Synovus shareholders approve reverse stock split

Synovus shareholders approved a reverse stock split plan that will give stockholders one share for every seven they own, the company said.

Synovus’ stock closed at $3.28 a share Thursday. While the reverse stock split won’t go into effect until May 19, at the current price, it would mean that an owner of seven shares would have one share worth $22.96.

Columbus-based Synovus, the second-largest banking company based in Georgia, announced the plan in its February proxy filing.

Normally, stock splits work the other way and give stockholders more shares but cut the share price. A reverse split is used to boost the share price, and by extension per-share earnings, to levels that make it more attractive to certain investors.

“It’s more optics than anything else,” said Christopher Marinac, director of research at FIG Partners. “It feels better.”

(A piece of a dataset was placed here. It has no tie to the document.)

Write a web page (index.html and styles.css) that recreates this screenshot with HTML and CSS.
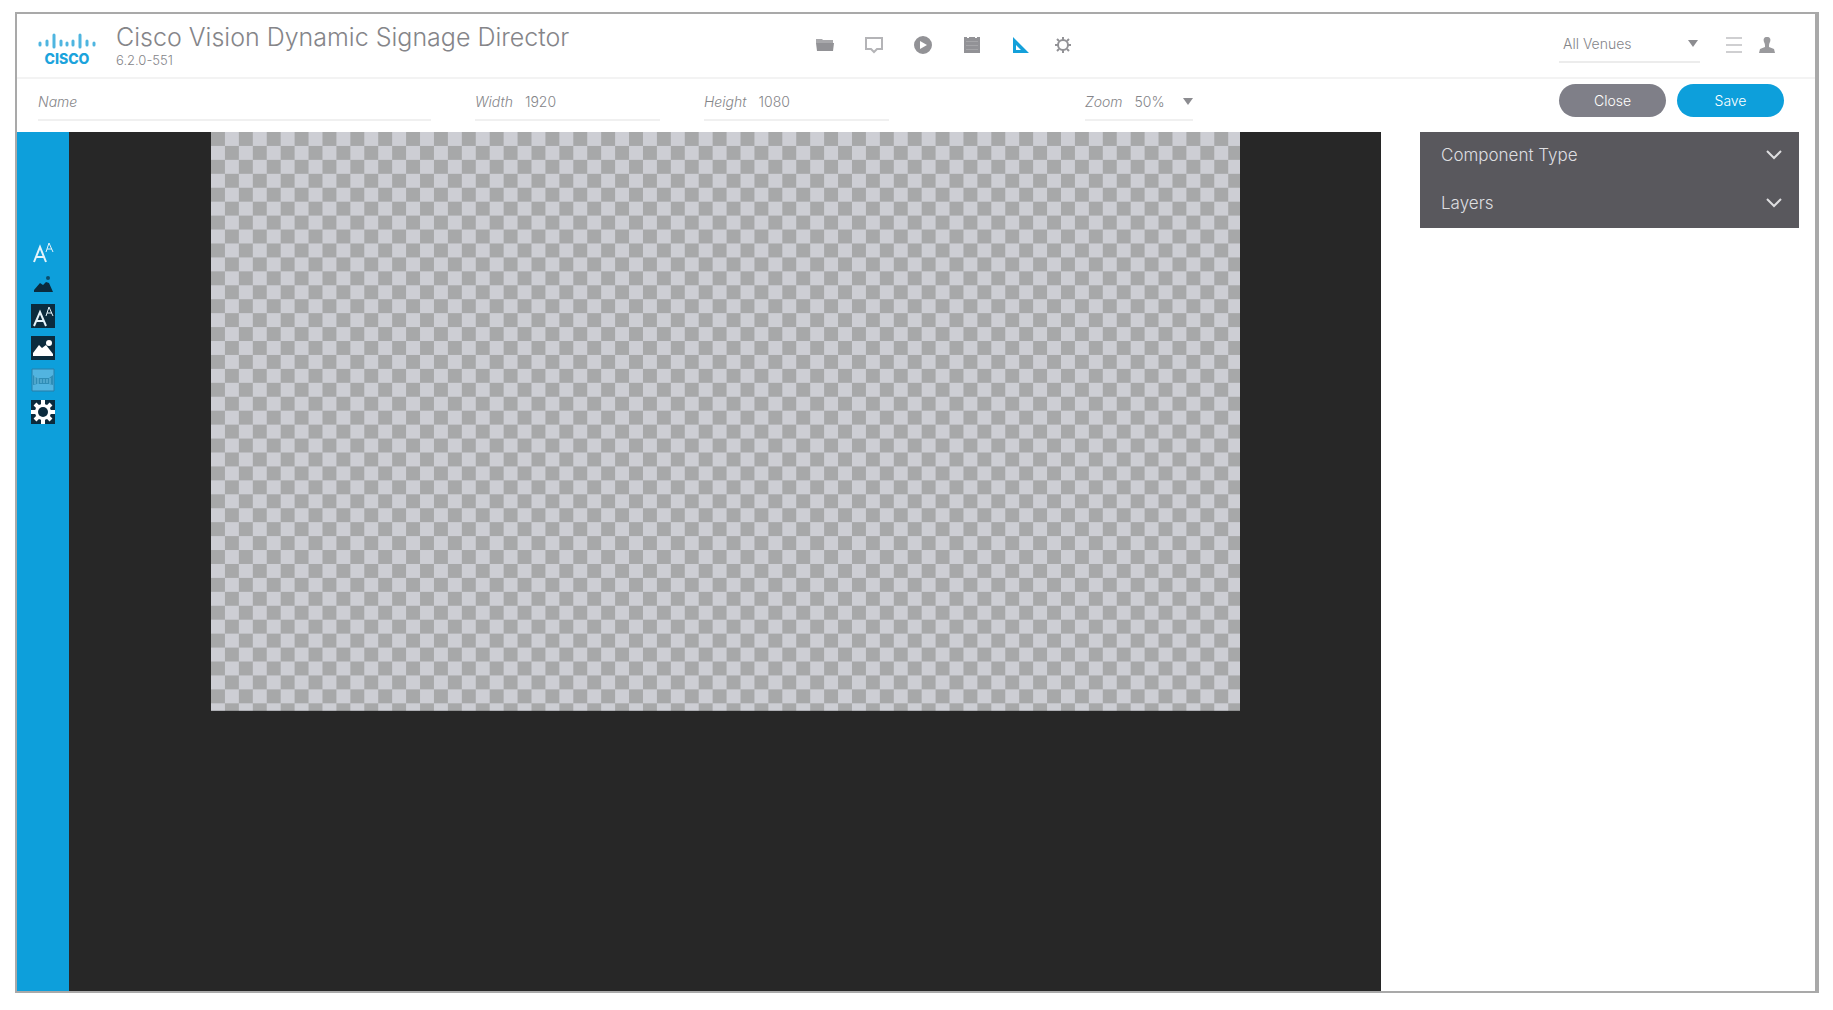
FILE: index.html
```html
<!DOCTYPE html>
<html lang="en">
<head>
<meta charset="utf-8">
<meta name="viewport" content="width=device-width, initial-scale=1">
<title>Cisco Vision Dynamic Signage Director</title>
<link rel="stylesheet" href="styles.css">
</head>
<body>
<div class="app">
  <header class="header">
    <div class="brand">
      <div class="logo">
        <svg class="logo-bars" width="58" height="18" viewBox="0 0 58 18" aria-hidden="true">
          <path d="M2 11v2M9 9v4M16 3v12M23 9v4M29 11v2M35 9v4M42 3v12M49 9v4M56 11v2"/>
        </svg>
        <span class="logo-name">CISCO</span>
      </div>
      <div>
        <h1 class="title">Cisco Vision Dynamic Signage Director</h1>
        <p class="version">6.2.0-551</p>
      </div>
    </div>
    <nav class="nav" aria-label="Main">
      <a href="#content" aria-label="Content"><svg width="18" height="18" viewBox="0 0 18 18"><path class="fill" d="M0 3h6l1 1h10v3H0z" opacity=".8"/><path class="fill" d="M0 7h18l-1 8H1z"/></svg></a>
      <a href="#displays" aria-label="Displays"><svg width="18" height="18" viewBox="0 0 18 18"><path class="line soft" d="M1 2h16v11h-5l-3 3-3-3H1z"/></svg></a>
      <a href="#playback" aria-label="Playback"><svg width="18" height="18" viewBox="0 0 18 18"><path class="fill" fill-rule="evenodd" d="M9 0a9 9 0 1 1 0 18A9 9 0 0 1 9 0zM6 5v8l7-4z"/></svg></a>
      <a href="#schedule" aria-label="Schedule"><svg width="18" height="18" viewBox="0 0 18 18"><path class="fill" d="M1 1h3v1h2V1h6v1h2V1h3v16H1z"/><path class="grid" d="M3 5.500h12M3 9.500h12M3 13.500h12"/></svg></a>
      <a class="current" href="#design" aria-label="Design" aria-current="page"><svg width="18" height="18" viewBox="0 0 18 18"><path class="fill" fill-rule="evenodd" d="M1 1l16 16H1zM4 9v5h5z"/></svg></a>
      <a class="last" href="#settings" aria-label="Settings"><svg width="18" height="18" viewBox="0 0 18 18"><circle class="line" cx="9" cy="9" r="5"/><path class="line" d="M9 1v3M9 14v3M1 9h3M14 9h3M3 3l2 2M13 13l2 2M3 15l2-2M13 5l2-2"/></svg></a>
    </nav>
    <div class="account">
      <div class="venue">
        <select class="select" aria-label="Venue"><option>All Venues</option></select>
        <svg class="arrow" width="10" height="7" viewBox="0 0 10 7" aria-hidden="true"><path d="M0 0h10L5 7z"/></svg>
      </div>
      <button class="icon-button" type="button" aria-label="Menu"><svg width="16" height="18" viewBox="0 0 16 18"><path class="pale" d="M0 2h16M0 9h16M0 16h16"/></svg></button>
      <button class="icon-button" type="button" aria-label="Account"><svg width="16" height="18" viewBox="0 0 16 18"><path class="fill" d="M8 1c3 0 4 2 3 5-1 2-1 3-1 5l5 2 1 4H0l1-4 5-2c0-2 0-3-1-5C4 3 5 1 8 1z"/></svg></button>
    </div>
  </header>

  <form class="toolbar">
    <div class="field name"><label for="name">Name</label><input id="name" type="text"></div>
    <div class="field size"><label for="width">Width</label><input id="width" type="text" value="1920"></div>
    <div class="field size"><label for="height">Height</label><input id="height" type="text" value="1080"></div>
    <div class="field zoom"><label for="zoom">Zoom</label>
      <select class="select" id="zoom"><option>50%</option></select>
      <svg class="arrow" width="10" height="7" viewBox="0 0 10 7" aria-hidden="true"><path d="M0 0h10L5 7z"/></svg>
    </div>
    <div class="actions">
      <button class="pill" type="button">Close</button>
      <button class="pill save" type="submit">Save</button>
    </div>
  </form>

  <main class="workspace">
    <div class="tools" role="toolbar" aria-label="Components">
      <button type="button" aria-label="Text"><svg width="24" height="24" viewBox="0 0 24 24"><path class="white" d="M3 22L9 7l6 15M5 17h8"/><path class="white thin" d="M15 12l3-9 4 9M16 9h5"/></svg></button>
      <button type="button" aria-label="Image"><svg width="24" height="24" viewBox="0 0 24 24"><path class="dark" d="M3 20v-2l6-7 3 2 3-3 3 1 4 9z"/><circle class="dark" cx="17" cy="6" r="2" opacity=".7"/></svg></button>
      <button type="button" aria-label="Data text"><svg width="24" height="24" viewBox="0 0 24 24"><path class="dark" d="M0 0h24v24H0z"/><path class="white" d="M3 22L9 8l6 14M5 17h8"/><path class="white thin" d="M15 12l3-9 4 9M16 9h5"/></svg></button>
      <button type="button" aria-label="Data image"><svg width="24" height="24" viewBox="0 0 24 24"><path class="dark" d="M0 0h24v24H0z"/><path class="solid" d="M2 20v-3l6-8 3 3 4-3 7 9v2z"/><circle class="solid" cx="18" cy="7" r="3"/></svg></button>
      <button type="button" aria-label="Ticker"><svg width="24" height="24" viewBox="0 0 24 24"><path class="screen" d="M1 1h22v22H1z"/><path class="band" d="M2 7l4 3h12l4-3v10l-4-1H6l-4 1z"/><path class="ticks" d="M4 8v8M7 10v6M10 11v4M13 11v4M16 11v4M19 10v6"/></svg></button>
      <button type="button" aria-label="Widget"><svg width="24" height="24" viewBox="0 0 24 24"><path class="dark" d="M0 0h24v24H0z"/><path class="spokes" d="M12 0v24M0 12h24M4 4l16 16M4 20L20 4"/><circle class="solid" cx="12" cy="12" r="8"/><circle class="dark" cx="12" cy="12" r="5"/></svg></button>
    </div>
    <div class="stage">
      <svg class="canvas" viewBox="0 0 960 540" role="img" aria-label="Canvas">
        <defs>
          <pattern id="checks" width="26" height="26" patternUnits="userSpaceOnUse">
            <path class="check-light" d="M0 0h26v26H0z"/>
            <path class="check-dark" d="M0 0h13v13H0zM13 13h13v13H13z"/>
          </pattern>
        </defs>
        <rect width="960" height="540" fill="url(#checks)"/>
      </svg>
    </div>
    <aside class="side">
      <div class="panel">
        <button type="button" aria-expanded="false">Component Type<svg width="16" height="10" viewBox="0 0 16 10" aria-hidden="true"><path d="M1 1l7 7 7-7"/></svg></button>
        <button type="button" aria-expanded="false">Layers<svg width="16" height="10" viewBox="0 0 16 10" aria-hidden="true"><path d="M1 1l7 7 7-7"/></svg></button>
      </div>
    </aside>
  </main>
</div>
</body>
</html>
```
FILE: styles.css
```css
* { box-sizing: border-box; }

body {
  margin: 0;
  padding: 12px 14px 17px 15px;
  background: #fff;
  color: #858589;
  font: 300 14px/20px Inter, "Liberation Sans", sans-serif;
}

button, input, select {
  margin: 0;
  padding: 0;
  border: 0;
  background: none;
  color: inherit;
  font: inherit;
}

svg { display: block; }

.app {
  display: flex;
  flex-direction: column;
  min-height: calc(100vh - 29px);
  border: 2px solid #a9a9a9;
  border-right-width: 4px;
}

.header {
  display: grid;
  grid-template-columns: 4fr 3fr 2fr;
  height: 65px;
  border-bottom: 2px solid #f3f3f3;
}

.brand {
  display: flex;
  gap: 20px;
  padding: 8px 0 0 21px;
  white-space: nowrap;
}

.logo {
  display: flex;
  flex-direction: column;
  align-items: center;
  padding-top: 10px;
}

.logo-bars path {
  fill: none;
  stroke: #4fb5e0;
  stroke-width: 3;
  stroke-linecap: round;
}

.logo-name {
  color: #1ba3dc;
  font-weight: 800;
  font-size: 14px;
  line-height: 18px;
}

.title {
  margin: 0;
  font-size: 25px;
  font-weight: 300;
  line-height: 31px;
}

.version {
  margin: 0;
  font-size: 13px;
  line-height: 14px;
}

.nav {
  display: flex;
  align-items: center;
  gap: 31px;
  padding-bottom: 2px;
}

.nav a { color: #929296; }
.nav .current { color: #14a0da; }
.nav .last { margin-left: -7px; }

.fill { fill: currentColor; }
.line { fill: none; stroke: currentColor; stroke-width: 2; }
.soft { stroke: #b4b4b7; }
.pale { fill: none; stroke: #cfcfd1; stroke-width: 2; }
.grid { fill: none; stroke: #a5a5a8; stroke-width: 1; }

.account {
  display: flex;
  align-items: center;
  justify-content: flex-end;
  gap: 17px;
  padding: 0 40px 2px 0;
}

.venue {
  display: flex;
  align-items: center;
  width: 141px;
  height: 36px;
  margin: 0 9px 0 0;
  padding: 0 2px 0 4px;
  border-bottom: 2px solid #ececec;
}

.select {
  flex: 1;
  min-width: 0;
  appearance: none;
}

.arrow { fill: #8c8c90; }
.icon-button { color: #9a9a9d; }

.toolbar {
  display: flex;
  align-items: flex-start;
  gap: 44px;
  height: 53px;
  padding: 5px 31px 0 21px;
}

.field {
  display: flex;
  align-items: center;
  gap: 12px;
  min-width: 0;
  height: 37px;
  border-bottom: 2px solid #f0f0f0;
}

.field label { font-style: italic; }

.field input {
  flex: 1;
  min-width: 0;
}

.name { flex: 0 1 393px; }
.size { flex: 0 1 185px; }
.zoom { flex: 0 0 108px; margin-left: 152px; }

.actions {
  display: flex;
  gap: 11px;
  margin-left: auto;
}

.pill {
  width: 107px;
  height: 33px;
  border-radius: 17px;
  background: #7f7f88;
  color: #fff;
}

.save { background: #0d9fdb; }

.workspace {
  flex: 1;
  display: grid;
  grid-template-columns: 52px 1fr 434px;
}

.tools {
  display: flex;
  flex-direction: column;
  align-items: center;
  gap: 8px;
  padding-top: 108px;
  background: #0d9fdb;
}

.white { fill: none; stroke: #e4f3fa; stroke-width: 2; }
.thin { stroke-width: 1; }
.dark { fill: #0b2b3d; }
.solid { fill: #fff; }
.spokes { fill: none; stroke: #fff; stroke-width: 4; }
.screen { fill: #52b4e0; stroke: #287fa8; stroke-width: 1; }
.band { fill: #2f8db6; }
.ticks { stroke: #6fbfe2; stroke-width: 1; }

.stage {
  padding: 0 141px 0 142px;
  background: #272727;
}

.canvas { width: 100%; height: auto; }
.check-light { fill: #cdced4; }
.check-dark { fill: #a7a8a9; }

.side { padding: 0 16px 0 39px; }

.panel {
  background: #59585d;
  color: #dedee0;
  font-size: 17px;
}

.panel button {
  display: flex;
  align-items: center;
  justify-content: space-between;
  width: 100%;
  height: 48px;
  padding: 0 17px 2px 21px;
}

.panel path { fill: none; stroke: #dedee0; stroke-width: 2; }
```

Marinac said that in addition to making Synovus’ earnings per share look higher, the reverse split will make Synovus more appealing to pension funds and other investors that tend not to look twice at stocks priced below $5 a share.

Synovus’ shares traded in the low $30s in 2008. The company was battered by the housing crisis, and last year, paid back nearly $1 billion it borrowed in the bailout program.

Another Georgia company, United Community Banks, consolidated five shares into one in 2011. Marinac said a FIG Partners study showed that in the short term, a reverse split means more liquidity and greater interest in the stock.

In a statement, Synovus chairman and CEO Kessel Stelling said the increase in share price “will help make our common stock more attractive to a broader range of investors, which we in turn believe will benefit our existing stockholders by enhancing the liquidity of our common stock.”

Synovus, which reported earnings Tuesday, had $45.9 million in profit available to common shareholders for the first quarter, a 210 percent increase from a year ago.